#### Data

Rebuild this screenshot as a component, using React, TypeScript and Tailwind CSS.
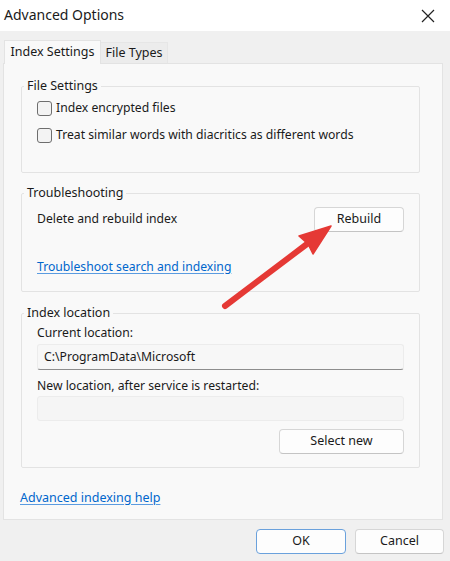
import React from 'react'

function Checkbox({ label }: { label: string }) {
  return (
    <label className="flex items-center h-[20px] gap-[4px]">
      <span className="w-[15px] h-[15px] rounded-[3px] border border-[#6e6e6e] bg-[#f3f3f3] shrink-0" />
      <span>{label}</span>
    </label>
  )
}

function Button({ children, primary, className }: { children: React.ReactNode; primary?: boolean; className?: string }) {
  return (
    <button
      className={`h-[25px] rounded-[4px] bg-[#fdfdfd] border text-[12.5px] text-[#1a1a1a] ${
        primary ? 'border-[#6aa1dc]' : 'border-[#d6d6d6] border-b-[#c4c4c4]'
      } ${className ?? ''}`}
    >
      {children}
    </button>
  )
}

function Group({ title, children, className }: { title: string; children: React.ReactNode; className?: string }) {
  return (
    <fieldset className={`border border-[#e3e3e3] rounded-[2px] pl-[15px] pr-[15px] ${className ?? ''}`}>
      <legend className="ml-[-13px] px-[3px] leading-[18px] text-[12.5px]">{title}</legend>
      {children}
    </fieldset>
  )
}

export default function App() {
  return (
    <div
      className="relative w-[450px] h-[561px] bg-[#f0f0f0] text-[12.2px] text-[#1a1a1a] overflow-hidden"
      style={{ fontFamily: '"Noto Sans", "Open Sans", Arial, sans-serif' }}
    >
      {/* title bar */}
      <div className="h-[31px] bg-white flex items-center justify-between pl-[4px] pr-[10px]">
        <span className="text-[14px] leading-none pb-[2px]">Advanced Options</span>
        <svg width="14" height="14" viewBox="0 0 14 14" className="mr-[5px]">
          <path d="M1 1 L13 13 M13 1 L1 13" stroke="#222" strokeWidth="1.2" fill="none" />
        </svg>
      </div>

      {/* tabs */}
      <div className="flex items-end pl-[4px] mt-[8px] h-[24px] text-[12.5px]">
        <div className="h-[24px] w-[97px] bg-[#f9f9f9] border border-b-0 border-[#e3e3e3] flex items-center justify-center relative z-10 -mb-px">
          Index Settings
        </div>
        <div className="h-[21px] w-[67px] bg-[#ececec] border border-l-0 border-b-0 border-[#e6e6e6] flex items-center justify-center">
          File Types
        </div>
      </div>

      {/* panel */}
      <div className="ml-[3px] w-[440px] h-[457px] bg-[#f9f9f9] border border-[#e3e3e3] pt-[13px] pl-[17px] pr-[22px]">
        <Group title="File Settings" className="h-[96px]">
          <div className="flex flex-col gap-[7px] pt-[3px]">
            <Checkbox label="Index encrypted files" />
            <Checkbox label="Treat similar words with diacritics as different words" />
          </div>
        </Group>

        <Group title="Troubleshooting" className="h-[108px] mt-[11px]">
          <div className="flex items-center justify-between h-[25px] mt-[5px]">
            <span>Delete and rebuild index</span>
            <Button className="w-[90px]">Rebuild</Button>
          </div>
          <a className="block mt-[26px] text-[#0066cc] underline underline-offset-2 decoration-[#5a9be0]" href="#">
            Troubleshoot search and indexing
          </a>
        </Group>

        <Group title="Index location" className="h-[164px] mt-[12px]">
          <div className="leading-[18px] mt-[2px]">Current location:</div>
          <div className="h-[26px] mt-[2px] bg-[#f7f7f7] border border-[#ececec] border-b-[#8d8d8d] rounded-[3px] flex items-center pl-[6px]">
            C:\ProgramData\Microsoft
          </div>
          <div className="leading-[18px] mt-[7px]">New location, after service is restarted:</div>
          <div className="h-[25px] mt-[1px] bg-[#f5f5f5] border border-[#ececec] rounded-[3px]" />
          <div className="flex justify-end mt-[8px]">
            <Button className="w-[125px]">Select new</Button>
          </div>
        </Group>

        <a className="block mt-[21px] ml-[-1px] text-[12.5px] text-[#0066cc] underline underline-offset-2 decoration-[#5a9be0]" href="#">
          Advanced indexing help
        </a>
      </div>

      {/* footer buttons */}
      <div className="flex justify-end gap-[9px] pr-[6px] mt-[9px]">
        <Button primary className="w-[90px]">OK</Button>
        <Button className="w-[89px]">Cancel</Button>
      </div>

      {/* red annotation arrow */}
      <svg className="absolute left-0 top-0 pointer-events-none" width="450" height="561" viewBox="0 0 450 561">
        <path d="M225 306 L307 244" stroke="#e53935" strokeWidth="6" strokeLinecap="round" fill="none" />
        <path d="M331 226 L299 236 L308 244 L313 254 Z" fill="#e53935" stroke="#e53935" strokeWidth="1.5" strokeLinejoin="round" />
      </svg>
    </div>
  )
}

########

What you will do: Reproduce the material in its entirety and word for word, without the pictures.

Answer for this exercise:
Rebuild this screenshot as a component, using React, TypeScript and Tailwind CSS.
import React from 'react'

function Checkbox({ label }: { label: string }) {
  return (
    <label className="flex items-center h-[20px] gap-[4px]">
      <span className="w-[15px] h-[15px] rounded-[3px] border border-[#6e6e6e] bg-[#f3f3f3] shrink-0" />
      <span>{label}</span>
    </label>
  )
}

function Button({ children, primary, className }: { children: React.ReactNode; primary?: boolean; className?: string }) {
  return (
    <button
      className={`h-[25px] rounded-[4px] bg-[#fdfdfd] border text-[12.5px] text-[#1a1a1a] ${
        primary ? 'border-[#6aa1dc]' : 'border-[#d6d6d6] border-b-[#c4c4c4]'
      } ${className ?? ''}`}
    >
      {children}
    </button>
  )
}

function Group({ title, children, className }: { title: string; children: React.ReactNode; className?: string }) {
  return (
    <fieldset className={`border border-[#e3e3e3] rounded-[2px] pl-[15px] pr-[15px] ${className ?? ''}`}>
      <legend className="ml-[-13px] px-[3px] leading-[18px] text-[12.5px]">{title}</legend>
      {children}
    </fieldset>
  )
}

export default function App() {
  return (
    <div
      className="relative w-[450px] h-[561px] bg-[#f0f0f0] text-[12.2px] text-[#1a1a1a] overflow-hidden"
      style={{ fontFamily: '"Noto Sans", "Open Sans", Arial, sans-serif' }}
    >
      {/* title bar */}
      <div className="h-[31px] bg-white flex items-center justify-between pl-[4px] pr-[10px]">
        <span className="text-[14px] leading-none pb-[2px]">Advanced Options</span>
        <svg width="14" height="14" viewBox="0 0 14 14" className="mr-[5px]">
          <path d="M1 1 L13 13 M13 1 L1 13" stroke="#222" strokeWidth="1.2" fill="none" />
        </svg>
      </div>

      {/* tabs */}
      <div className="flex items-end pl-[4px] mt-[8px] h-[24px] text-[12.5px]">
        <div className="h-[24px] w-[97px] bg-[#f9f9f9] border border-b-0 border-[#e3e3e3] flex items-center justify-center relative z-10 -mb-px">
          Index Settings
        </div>
        <div className="h-[21px] w-[67px] bg-[#ececec] border border-l-0 border-b-0 border-[#e6e6e6] flex items-center justify-center">
          File Types
        </div>
      </div>

      {/* panel */}
      <div className="ml-[3px] w-[440px] h-[457px] bg-[#f9f9f9] border border-[#e3e3e3] pt-[13px] pl-[17px] pr-[22px]">
        <Group title="File Settings" className="h-[96px]">
          <div className="flex flex-col gap-[7px] pt-[3px]">
            <Checkbox label="Index encrypted files" />
            <Checkbox label="Treat similar words with diacritics as different words" />
          </div>
        </Group>

        <Group title="Troubleshooting" className="h-[108px] mt-[11px]">
          <div className="flex items-center justify-between h-[25px] mt-[5px]">
            <span>Delete and rebuild index</span>
            <Button className="w-[90px]">Rebuild</Button>
          </div>
          <a className="block mt-[26px] text-[#0066cc] underline underline-offset-2 decoration-[#5a9be0]" href="#">
            Troubleshoot search and indexing
          </a>
        </Group>

        <Group title="Index location" className="h-[164px] mt-[12px]">
          <div className="leading-[18px] mt-[2px]">Current location:</div>
          <div className="h-[26px] mt-[2px] bg-[#f7f7f7] border border-[#ececec] border-b-[#8d8d8d] rounded-[3px] flex items-center pl-[6px]">
            C:\ProgramData\Microsoft
          </div>
          <div className="leading-[18px] mt-[7px]">New location, after service is restarted:</div>
          <div className="h-[25px] mt-[1px] bg-[#f5f5f5] border border-[#ececec] rounded-[3px]" />
          <div className="flex justify-end mt-[8px]">
            <Button className="w-[125px]">Select new</Button>
          </div>
        </Group>

        <a className="block mt-[21px] ml-[-1px] text-[12.5px] text-[#0066cc] underline underline-offset-2 decoration-[#5a9be0]" href="#">
          Advanced indexing help
        </a>
      </div>

      {/* footer buttons */}
      <div className="flex justify-end gap-[9px] pr-[6px] mt-[9px]">
        <Button primary className="w-[90px]">OK</Button>
        <Button className="w-[89px]">Cancel</Button>
      </div>

      {/* red annotation arrow */}
      <svg className="absolute left-0 top-0 pointer-events-none" width="450" height="561" viewBox="0 0 450 561">
        <path d="M225 306 L307 244" stroke="#e53935" strokeWidth="6" strokeLinecap="round" fill="none" />
        <path d="M331 226 L299 236 L308 244 L313 254 Z" fill="#e53935" stroke="#e53935" strokeWidth="1.5" strokeLinejoin="round" />
      </svg>
    </div>
  )
}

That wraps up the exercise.